Microbial Life in Mars Analog Lakes
The first microbiological survey of Mars analog lakes in Western Australia is offering new evidence of the diverse life that could have once thrived on Mars.
The types of environments that exist on Mars and whether or not they are conducive to sustain life are still big mysteries for scientists who study the red planet. Until scientists can study Mars environments first-hand, the next best option is to study Earth environment “analogs” thought to closely resemble Mars.
In a recent study published in the journal Astrobiology, scientists conducted the first microbiological survey of Mars analog lakes in Western Australia. These natural acid saline lakes, the authors say, could be similar in some respects to past Martian environments. They also may represent what conditions were like on Earth billions of years ago.
“From the data that is coming back, it seems that there are portions of Mars that probably had acidic, saline waters,” says lead author Melanie Mormile of the Department of Biological Sciences at Missouri University of Science and Technology. “If there ever was life on Mars, that life would have to have the mechanisms that would thrive in hypersaline environments.”
Many Mars analog studies are taking place all around the world. For example, scientists from the SETI (Search for Extraterrestrial Intelligence) Institute are exploring high-altitude lakes in the Andes mountain range in Bolivia and Chile. The Pavilion Lake Research Project - a joint effort between NASA and the Canadian Space Agency - is an analog lake project to study modern microbialites in Pavilion Lake in British Columbia, Canada.
“Analog studies of any sort are really the key and useful for getting fundamental information about the capabilities of life,” says Allyson Brady of McMaster University and a scientist with the Pavilion Lake Project. “Earth is the best study we have at the moment, the most accessible study.”
Most analog studies, according to Mormile, focus on conditions that have a neutral pH or one that is slightly alkaline. The focus on natural acidic lakes, therefore, makes Mormile’s new study unique.
During the Austral winter of 2005, Mormile and her colleagues traveled to Australia and collected water samples from 11 lakes that varied in pH from very acidic to alkaline. Their first goal was to get an overall picture of the types of microbial life in these environments.

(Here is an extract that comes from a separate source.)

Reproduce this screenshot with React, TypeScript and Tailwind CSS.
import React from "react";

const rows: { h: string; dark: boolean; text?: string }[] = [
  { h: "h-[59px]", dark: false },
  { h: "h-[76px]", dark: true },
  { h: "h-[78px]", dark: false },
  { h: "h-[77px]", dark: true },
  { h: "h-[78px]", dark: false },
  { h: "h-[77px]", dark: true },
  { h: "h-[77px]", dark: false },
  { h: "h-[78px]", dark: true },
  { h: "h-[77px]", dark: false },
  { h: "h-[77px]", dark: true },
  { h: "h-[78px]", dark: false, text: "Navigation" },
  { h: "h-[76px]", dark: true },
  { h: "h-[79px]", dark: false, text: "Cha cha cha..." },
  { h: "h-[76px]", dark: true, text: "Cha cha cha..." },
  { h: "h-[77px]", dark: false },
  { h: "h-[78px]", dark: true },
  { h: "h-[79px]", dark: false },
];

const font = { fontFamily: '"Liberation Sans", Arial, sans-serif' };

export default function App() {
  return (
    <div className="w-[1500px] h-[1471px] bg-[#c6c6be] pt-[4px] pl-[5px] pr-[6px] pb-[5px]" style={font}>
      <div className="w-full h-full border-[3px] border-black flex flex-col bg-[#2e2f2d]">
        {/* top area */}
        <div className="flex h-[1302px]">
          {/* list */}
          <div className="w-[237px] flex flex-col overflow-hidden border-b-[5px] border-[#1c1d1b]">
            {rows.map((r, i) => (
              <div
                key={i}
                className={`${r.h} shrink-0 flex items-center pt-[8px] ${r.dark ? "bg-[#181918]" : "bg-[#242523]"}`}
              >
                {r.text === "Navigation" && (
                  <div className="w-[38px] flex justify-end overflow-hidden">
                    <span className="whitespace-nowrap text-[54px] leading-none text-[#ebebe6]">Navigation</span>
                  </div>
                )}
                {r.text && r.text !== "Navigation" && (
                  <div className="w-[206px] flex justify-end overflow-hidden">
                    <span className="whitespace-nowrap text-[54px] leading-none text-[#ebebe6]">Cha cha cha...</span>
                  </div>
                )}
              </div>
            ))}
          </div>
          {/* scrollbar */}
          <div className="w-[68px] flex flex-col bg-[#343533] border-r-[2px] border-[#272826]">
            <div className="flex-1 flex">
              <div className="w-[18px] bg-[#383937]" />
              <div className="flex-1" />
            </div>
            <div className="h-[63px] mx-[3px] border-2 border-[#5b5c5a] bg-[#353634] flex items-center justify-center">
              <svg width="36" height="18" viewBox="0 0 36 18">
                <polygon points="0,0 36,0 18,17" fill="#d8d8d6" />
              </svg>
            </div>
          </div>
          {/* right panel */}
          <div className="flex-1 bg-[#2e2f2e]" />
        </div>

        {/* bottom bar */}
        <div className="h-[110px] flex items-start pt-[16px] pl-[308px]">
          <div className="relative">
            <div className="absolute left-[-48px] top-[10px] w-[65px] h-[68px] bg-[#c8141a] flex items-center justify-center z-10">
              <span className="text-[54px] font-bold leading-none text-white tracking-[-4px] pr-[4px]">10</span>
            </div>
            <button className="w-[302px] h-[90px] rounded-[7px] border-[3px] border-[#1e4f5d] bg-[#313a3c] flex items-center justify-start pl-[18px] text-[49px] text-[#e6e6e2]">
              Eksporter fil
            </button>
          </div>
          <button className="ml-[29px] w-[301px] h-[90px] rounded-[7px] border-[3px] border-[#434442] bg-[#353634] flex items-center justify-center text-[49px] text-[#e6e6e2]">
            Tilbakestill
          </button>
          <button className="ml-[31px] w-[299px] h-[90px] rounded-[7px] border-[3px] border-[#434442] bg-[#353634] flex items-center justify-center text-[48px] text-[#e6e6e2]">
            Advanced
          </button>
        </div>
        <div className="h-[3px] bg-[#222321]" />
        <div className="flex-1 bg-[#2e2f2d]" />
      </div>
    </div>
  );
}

To analyze the diversity of the microbial communities, the team had to develop what are called “clone libraries,” or gene banks of DNA sequences. The libraries were developed using samples from four of the 11 lakes: Twin Lake East, Dead Kangaroo Lake, King Lake and Pink Lake. The pH of these lakes ranged from acidic (2.7) to moderately alkaline (8.2).
The water samples brought back to the laboratory were centrifuged, and DNA was extracted from the resulting pellet of organic material. The team then used the polymerase chain reaction (PCR) method to amplify the genetic material. Mormile says the amplification was carried out on the 16S rRNA gene.

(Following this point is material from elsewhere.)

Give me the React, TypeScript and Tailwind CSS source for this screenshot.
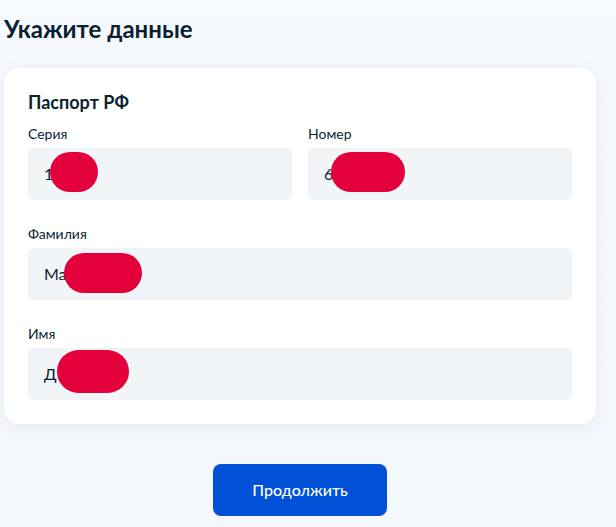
import React from "react";

type FieldProps = {
  label: string;
  value: string;
  blob: string;
};

function Field({ label, value, blob }: FieldProps) {
  return (
    <div className="flex flex-col">
      <span className="text-[14px] leading-[20px] text-[#0b1f33]">{label}</span>
      <div className="relative mt-[4px] flex h-[52px] items-center rounded-[6px] bg-[#f2f5f8] pl-[16px] text-[16px] text-[#0b1f33]">
        {value}
        <span className={`absolute rounded-full bg-[#e4003a] ${blob}`} />
      </div>
    </div>
  );
}

export default function App() {
  return (
    <div
      className="min-h-[527px] w-full bg-gradient-to-b from-[#f6f9fd] to-[#f4f7fb] pt-[13px] text-[#0b1f33]"
      style={{ fontFamily: "Lato, 'Noto Sans', sans-serif" }}
    >
      <div className="ml-[4px] w-[592px]">
        <h1 className="text-[24px] font-bold leading-[32px]">Укажите данные</h1>
        <div className="mt-[23px] rounded-[16px] bg-white px-[24px] pb-[24px] pt-[22px] shadow-[0_2px_16px_rgba(120,150,200,0.12)]">
          <h2 className="mb-[10px] text-[18px] font-bold leading-[24px]">Паспорт РФ</h2>
          <div className="grid grid-cols-2 gap-x-[16px]">
            <Field label="Серия" value="1" blob="left-[22px] top-[4px] h-[40px] w-[48px]" />
            <Field label="Номер" value="6" blob="left-[23px] top-[4px] h-[40px] w-[74px]" />
          </div>
          <div className="mt-[24px]">
            <Field label="Фамилия" value="Ма" blob="left-[36px] top-[5px] h-[40px] w-[78px]" />
          </div>
          <div className="mt-[24px]">
            <Field label="Имя" value="Д" blob="left-[29px] top-[2px] h-[43px] w-[72px]" />
          </div>
        </div>
        <div className="mt-[40px] flex justify-center">
          <button className="h-[52px] w-[174px] rounded-[8px] bg-[#0050d8] text-[16px] font-medium text-white">
            Продолжить
          </button>
        </div>
      </div>
    </div>
  );
}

“The reason why those particular genes are used is because they are pretty conserved among all living organisms,” explains Mormile. “We’re trying to get some kind of an idea of the evolutionary background to understand who is more closely related to whom.”
The scientists used their clone libraries to help identify the DNA sequences extracted from their samples, to determine what sort of organisms the DNA came from.
The team looked at the percent similarity - in other words, how similar a 16S rRNA gene in their sample was to a known organism’s gene. If the similarity was above 97 percent, the gene from the sample was probably the same species as the known organism. If the similarity was below 97 percent, the sample probably represented a new species. If the similarity was below 93 percent, the sample was probably a new genus.
From samples taken at the four lakes, a total of 84 gene sequences were analyzed. Of that number, eight could represent new species and 35 could be new genera. From this analysis, the scientists concluded that the diversity of the microbial communities relates directly to the diversity of the water geochemistry from one lake to the other. The lakes in which the water was chemically more complex (containing more minerals) had a greater variety of microbial life.
“A lot of analog research, to some extent, is (trying to) understand the environments that bacteria live in,” says Brady. “Bacteria can inhabit practically anywhere and everywhere. The range of habitats that bacteria can live in is amazing.”
One day in the not-too-distant future, scientists will be able to study rock and soil samples obtained directly from Mars. NASA’s long-term Mars exploration program envisions launching a Mars sample return mission by 2020. Until such a mission is launched and successfully returns back to Earth, analog studies offer the crucial preparation scientists need to study Martian soil samples.
“If you actually get samples from Mars, how would you know what to look for?” asks Brady. “What kinds of evidence would you look for that showed there was life in the past? These analog studies give us some fundamental information to address those questions.”
The fact that an array of microorganisms can survive, and sometimes thrive, in extreme environments with low pH, highly saline, metal-rich waters exposed to high levels of UV radiation gives scientists hope in finding traces of life on Mars.